Digital color enhancement in ceramic imagery using graph-guided residual learning and adaptive scattering models

With the advancement of digital technologies, accurate color extraction and restoration in ceramic image processing have become pivotal in preserving cultural heritage and enhancing digital design applications. This study presents a novel ceramic image denoising framework based on a deep learning algorithm tailored for digital color enhancement. The proposed architecture integrates a densely connected residual network, a contrast-based graph generator, and an improved adaptive light scattering model. The residual modules capture multi-scale texture features, while the graph generator enhances structural detail learning by incorporating spatial saliency.
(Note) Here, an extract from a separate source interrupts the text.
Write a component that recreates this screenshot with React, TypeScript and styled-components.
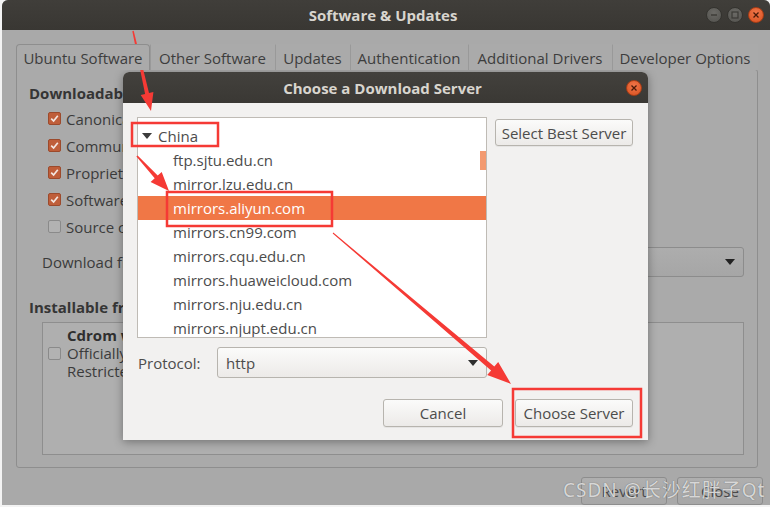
import React from "react";
import styled, { createGlobalStyle } from "styled-components";

const GlobalStyle = createGlobalStyle`
  html, body {
    margin: 0;
    padding: 0;
    background: #f3f3f3;
  }
  body {
    font-family: "Open Sans", "Noto Sans", sans-serif;
    font-size: 15px;
    color: #3b3b3b;
  }
  * {
    box-sizing: border-box;
  }
`;

const Stage = styled.div`
  position: relative;
  width: 770px;
  height: 507px;
  overflow: hidden;
  padding: 0 0 2px 2px;
  background: #f3f3f3;
`;

const Window = styled.div`
  width: 768px;
  height: 505px;
  display: flex;
  flex-direction: column;
  background: #a9a9a9;
  border-radius: 6px 6px 0 0;
  overflow: hidden;
`;

const TitleBar = styled.div`
  flex: none;
  height: 30px;
  display: grid;
  grid-template-columns: 1fr auto 1fr;
  align-items: center;
  padding-right: 6px;
  background: linear-gradient(#403e3a, #393733);
`;

const TitleText = styled.div`
  grid-column: 2;
  font-weight: bold;
  font-size: 15px;
  color: #d8d5ce;
`;

const Controls = styled.div`
  grid-column: 3;
  justify-self: end;
  display: flex;
  gap: 5px;
`;

const CtrlButton = styled.div<{ $close?: boolean }>`
  width: 16px;
  height: 16px;
  border-radius: 50%;
  display: flex;
  align-items: center;
  justify-content: center;
  background: ${(p) =>
    p.$close
      ? "radial-gradient(circle at 50% 35%, #f0764a, #d9511f)"
      : "radial-gradient(circle at 50% 35%, #6b6a66, #52514d)"};
  border: 1px solid ${(p) => (p.$close ? "#a83d16" : "#34332f")};
`;

const Body = styled.div`
  flex: 1;
  display: flex;
  flex-direction: column;
  padding: 14px 12px 0 14px;
`;

const TabRow = styled.div`
  display: flex;
  height: 26px;
  margin-bottom: -1px;
  position: relative;
  z-index: 1;
`;

const Tab = styled.div<{ $active?: boolean; $w: number }>`
  width: ${(p) => p.$w}px;
  height: 26px;
  display: flex;
  align-items: center;
  justify-content: center;
  color: #3d3d3d;
  white-space: nowrap;
  border: 1px solid ${(p) => (p.$active ? "#8e8e8e" : "transparent")};
  border-bottom: none;
  border-radius: ${(p) => (p.$active ? "4px 4px 0 0" : "0")};
  background: #aaaaaa;
  & + & {
    border-left: 1px solid #999999;
  }
`;

const Panel = styled.div`
  height: 399px;
  border: 1px solid #8e8e8e;
  border-radius: 0 3px 3px 3px;
  background: #aaaaaa;
  padding: 14px 13px 0 12px;
  display: flex;
  flex-direction: column;
`;

const SectionHeading = styled.div<{ $gap?: number }>`
  font-weight: bold;
  line-height: 18px;
  color: #353535;
  margin-top: ${(p) => p.$gap ?? 0}px;
  white-space: nowrap;
`;

const CheckList = styled.div`
  display: flex;
  flex-direction: column;
  margin-top: 3px;
  padding-left: 19px;
`;

const CheckRow = styled.div`
  height: 27px;
  display: flex;
  align-items: center;
  gap: 5px;
  white-space: nowrap;
`;

const Check = styled.span<{ $on?: boolean }>`
  flex: none;
  width: 13px;
  height: 13px;
  border-radius: 2px;
  display: inline-flex;
  align-items: center;
  justify-content: center;
  background: ${(p) => (p.$on ? "#bf5e3a" : "#b2b2b2")};
  border: 1px solid ${(p) => (p.$on ? "#9c4a2c" : "#8a8a8a")};
`;

const DownloadRow = styled.div`
  display: flex;
  align-items: center;
  height: 30px;
  margin-top: 7px;
  padding-left: 13px;
  white-space: nowrap;
`;

const WideCombo = styled.div`
  flex: 1;
  height: 30px;
  margin-left: 30px;
  border: 1px solid #8c8c8c;
  border-radius: 3px;
  background: linear-gradient(#adadad, #a6a6a6);
  display: flex;
  align-items: center;
  justify-content: flex-end;
  padding-right: 8px;
`;

const CdBox = styled.div`
  margin: 6px 0 0 13px;
  height: 133px;
  border: 1px solid #8e8e8e;
  background: #afafaf;
  display: grid;
  grid-template-columns: 24px 1fr;
  align-items: center;
  align-content: start;
  padding-top: 3px;
`;

const CdText = styled.div`
  grid-column: 2;
  line-height: 18px;
  white-space: nowrap;
`;

const CdTitle = styled(CdText)`
  font-weight: bold;
  color: #2f2f2f;
`;

const CdCheck = styled.div`
  grid-column: 1;
  grid-row: 2;
  padding-left: 5px;
  display: flex;
`;

const BottomBar = styled.div`
  display: flex;
  justify-content: flex-end;
  gap: 10px;
  margin-top: 9px;
  margin-right: -5px;
`;

const DimButton = styled.div<{ $w: number }>`
  width: ${(p) => p.$w}px;
  height: 28px;
  border: 1px solid #8d8d8d;
  border-radius: 3px;
  background: linear-gradient(#afafaf, #a7a7a7);
  display: flex;
  align-items: center;
  justify-content: center;
  color: #4a4a4a;
`;

/* ---------- dialog ---------- */

const Dialog = styled.div`
  position: absolute;
  left: 123px;
  top: 72px;
  width: 525px;
  height: 368px;
  display: flex;
  flex-direction: column;
  background: #f2f1f0;
  border-radius: 6px 6px 0 0;
  box-shadow: 0 2px 10px rgba(0, 0, 0, 0.35);
  overflow: hidden;
`;

const DialogTitle = styled.div`
  flex: none;
  height: 31px;
  display: grid;
  grid-template-columns: 1fr auto 1fr;
  align-items: center;
  padding-right: 6px;
  background: linear-gradient(#43413d, #3a3834);
`;

const DialogBody = styled.div`
  flex: 1;
  display: flex;
  flex-direction: column;
  padding: 14px 15px 13px 14px;
`;

const TopRow = styled.div`
  display: flex;
  gap: 8px;
`;

const ServerList = styled.div`
  position: relative;
  width: 350px;
  height: 221px;
  background: #ffffff;
  border: 1px solid #bfbbb5;
  padding-top: 6px;
  overflow: hidden;
`;

const ListRow = styled.div<{ $selected?: boolean; $indent: number }>`
  height: 24px;
  display: flex;
  align-items: center;
  padding-left: ${(p) => p.$indent}px;
  white-space: nowrap;
  color: ${(p) => (p.$selected ? "#ffffff" : "#4c4c4c")};
  background: ${(p) => (p.$selected ? "#f07746" : "transparent")};
`;

const Expander = styled.span`
  width: 0;
  height: 0;
  border-left: 5px solid transparent;
  border-right: 5px solid transparent;
  border-top: 6px solid #3c3c3c;
  margin-right: 6px;
`;

const ScrollThumb = styled.div`
  position: absolute;
  right: 0;
  top: 33px;
  width: 6px;
  height: 19px;
  background: #f39a70;
`;

const SideColumn = styled.div`
  padding-top: 2px;
`;

const Button = styled.div<{ $w: number; $h?: number }>`
  width: ${(p) => p.$w}px;
  height: ${(p) => p.$h ?? 28}px;
  border: 1px solid #b7b4ae;
  border-radius: 3px;
  background: linear-gradient(#fbfbfa, #eceae8);
  box-shadow: 0 1px 0 rgba(0, 0, 0, 0.05);
  display: flex;
  align-items: center;
  justify-content: center;
  color: #4c4c4c;
  white-space: nowrap;
`;

const ProtocolRow = styled.div`
  display: flex;
  align-items: center;
  height: 31px;
  margin-top: 9px;
  padding-left: 1px;
`;

const ProtocolLabel = styled.div`
  width: 79px;
  color: #4c4c4c;
`;

const Combo = styled.div`
  width: 270px;
  height: 31px;
  border: 1px solid #b7b4ae;
  border-radius: 3px;
  background: linear-gradient(#fbfbfa, #eceae8);
  display: flex;
  align-items: center;
  justify-content: space-between;
  padding: 0 8px;
  color: #4c4c4c;
`;

const ButtonRow = styled.div`
  display: flex;
  justify-content: flex-end;
  gap: 12px;
  margin-top: 21px;
`;

/* ---------- annotations ---------- */

const Overlay = styled.svg`
  position: absolute;
  left: 0;
  top: 0;
  pointer-events: none;
`;

const Watermark = styled.div`
  position: absolute;
  left: 563px;
  top: 475px;
  font-family: "Noto Sans", "Noto Sans CJK SC", sans-serif;
  font-size: 19px;
  color: rgba(236, 236, 236, 0.85);
  text-shadow: 0 0 1px rgba(60, 60, 60, 0.7);
  white-space: nowrap;
  letter-spacing: 1px;
`;

const ARROW_RED = "#f53a35";

function arrowPoints(
  x1: number,
  y1: number,
  x2: number,
  y2: number,
  head: number,
  headW: number,
  w0: number,
  w1: number
) {
  const dx = x2 - x1;
  const dy = y2 - y1;
  const len = Math.hypot(dx, dy);
  const ux = dx / len;
  const uy = dy / len;
  const px = -uy;
  const py = ux;
  const bx = x2 - ux * head;
  const by = y2 - uy * head;
  const pts = [
    [x1 + (px * w0) / 2, y1 + (py * w0) / 2],
    [bx + (px * w1) / 2, by + (py * w1) / 2],
    [bx + (px * headW) / 2, by + (py * headW) / 2],
    [x2, y2],
    [bx - (px * headW) / 2, by - (py * headW) / 2],
    [bx - (px * w1) / 2, by - (py * w1) / 2],
    [x1 - (px * w0) / 2, y1 - (py * w0) / 2],
  ];
  return pts.map((p) => p.map((n) => n.toFixed(1)).join(",")).join(" ");
}

const arrows = [
  { x1: 133, y1: 31, x2: 151, y2: 111, head: 18, headW: 13, w0: 1.5, w1: 4 },
  { x1: 137, y1: 156, x2: 169, y2: 191, head: 19, headW: 15, w0: 1.5, w1: 4 },
  { x1: 333, y1: 233, x2: 511, y2: 384, head: 24, headW: 17, w0: 1, w1: 5 },
];

const boxes = [
  { x: 132, y: 123, w: 86, h: 23 },
  { x: 167, y: 192, w: 165, h: 34 },
  { x: 513, y: 389, w: 128, h: 48 },
];

const servers = [
  "ftp.sjtu.edu.cn",
  "mirror.lzu.edu.cn",
  "mirrors.aliyun.com",
  "mirrors.cn99.com",
  "mirrors.cqu.edu.cn",
  "mirrors.huaweicloud.com",
  "mirrors.nju.edu.cn",
  "mirrors.njupt.edu.cn",
];

const sources: [string, boolean][] = [
  ["Canonical-supported free and open-source software (main)", true],
  ["Community-maintained free and open-source software (universe)", true],
  ["Proprietary drivers for devices (restricted)", true],
  ["Software restricted by copyright or legal issues (multiverse)", true],
  ["Source code", false],
];

const tabs: [string, number][] = [
  ["Ubuntu Software", 134],
  ["Other Software", 125],
  ["Updates", 75],
  ["Authentication", 118],
  ["Additional Drivers", 144],
  ["Developer Options", 146],
];

function Tick() {
  return (
    <svg width="9" height="9" viewBox="0 0 9 9">
      <path d="M1.2 4.6 L3.6 7 L7.8 1.8" fill="none" stroke="#f3e6e0" strokeWidth="1.7" />
    </svg>
  );
}

function DownArrow({ color = "#3c3c3c" }: { color?: string }) {
  return (
    <svg width="10" height="6" viewBox="0 0 10 6">
      <path d="M0 0 H10 L5 6 Z" fill={color} />
    </svg>
  );
}

function CloseGlyph() {
  return (
    <svg width="8" height="8" viewBox="0 0 8 8">
      <path d="M1.5 1.5 L6.5 6.5 M6.5 1.5 L1.5 6.5" stroke="#4a1a08" strokeWidth="1.3" />
    </svg>
  );
}

function WindowControls() {
  return (
    <Controls>
      <CtrlButton>
        <svg width="8" height="8" viewBox="0 0 8 8">
          <path d="M1 4 H7" stroke="#3b3a36" strokeWidth="1.4" />
        </svg>
      </CtrlButton>
      <CtrlButton>
        <svg width="8" height="8" viewBox="0 0 8 8">
          <rect x="1" y="1" width="6" height="6" fill="none" stroke="#3b3a36" strokeWidth="1.2" />
        </svg>
      </CtrlButton>
      <CtrlButton $close>
        <CloseGlyph />
      </CtrlButton>
    </Controls>
  );
}

export default function App() {
  return (
    <Stage>
      <GlobalStyle />
      <Window>
        <TitleBar>
          <TitleText>Software &amp; Updates</TitleText>
          <WindowControls />
        </TitleBar>
        <Body>
          <TabRow>
            {tabs.map(([label, w], i) => (
              <Tab key={label} $w={w} $active={i === 0}>
                {label}
              </Tab>
            ))}
          </TabRow>
          <Panel>
            <SectionHeading>Downloadable from the Internet</SectionHeading>
            <CheckList>
              {sources.map(([label, on]) => (
                <CheckRow key={label}>
                  <Check $on={on}>{on && <Tick />}</Check>
                  {label}
                </CheckRow>
              ))}
            </CheckList>
            <DownloadRow>
              Download from:
              <WideCombo>
                <DownArrow color="#222222" />
              </WideCombo>
            </DownloadRow>
            <SectionHeading $gap={21}>Installable from CD-ROM/DVD</SectionHeading>
            <CdBox>
              <CdTitle>Cdrom with Ubuntu 18.04 'Bionic Beaver'</CdTitle>
              <CdCheck>
                <Check />
              </CdCheck>
              <CdText>Officially supported</CdText>
              <CdText>Restricted copyright</CdText>
            </CdBox>
          </Panel>
          <BottomBar>
            <DimButton $w={86}>Revert</DimButton>
            <DimButton $w={86}>Close</DimButton>
          </BottomBar>
        </Body>
      </Window>

      <Dialog>
        <DialogTitle>
          <TitleText>Choose a Download Server</TitleText>
          <Controls>
            <CtrlButton $close>
              <CloseGlyph />
            </CtrlButton>
          </Controls>
        </DialogTitle>
        <DialogBody>
          <TopRow>
            <ServerList>
              <ListRow $indent={4}>
                <Expander />
                China
              </ListRow>
              {servers.map((s) => (
                <ListRow key={s} $indent={35} $selected={s === "mirrors.aliyun.com"}>
                  {s}
                </ListRow>
              ))}
              <ScrollThumb />
            </ServerList>
            <SideColumn>
              <Button $w={138} $h={27}>
                Select Best Server
              </Button>
            </SideColumn>
          </TopRow>
          <ProtocolRow>
            <ProtocolLabel>Protocol:</ProtocolLabel>
            <Combo>
              http
              <DownArrow color="#2e2e2e" />
            </Combo>
          </ProtocolRow>
          <ButtonRow>
            <Button $w={120}>Cancel</Button>
            <Button $w={118}>Choose Server</Button>
          </ButtonRow>
        </DialogBody>
      </Dialog>

      <Overlay width="770" height="507" viewBox="0 0 770 507">
        {boxes.map((b, i) => (
          <rect
            key={i}
            x={b.x}
            y={b.y}
            width={b.w}
            height={b.h}
            fill="none"
            stroke={ARROW_RED}
            strokeWidth="2.5"
          />
        ))}
        {arrows.map((a, i) => (
          <polygon
            key={i}
            points={arrowPoints(a.x1, a.y1, a.x2, a.y2, a.head, a.headW, a.w0, a.w1)}
            fill={ARROW_RED}
          />
        ))}
      </Overlay>
      <Watermark>CSDN @长沙红胖子Qt</Watermark>
    </Stage>
  );
}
The light scattering model adaptively fuses texture and color information to restore high-fidelity ceramic images. Extensive experiments on the Chinese Neolithic painted pottery and ARCA328 datasets show that the proposed method consistently surpasses prior approaches. Compared with the strongest baseline (PFF-Net), it achieves a 51.7% improvement in PSNR, a 31% increase in SSIM, as well as a 27.8% reduction in MSE and a 40.6% reduction in MAE. Furthermore, applying the method as a preprocessing step for segmentation tasks notably increases segmentation accuracy, highlighting its practical value in downstream ceramic image analysis. This work provides a robust foundation for intelligent ceramic modeling and digital preservation through enhanced visual quality.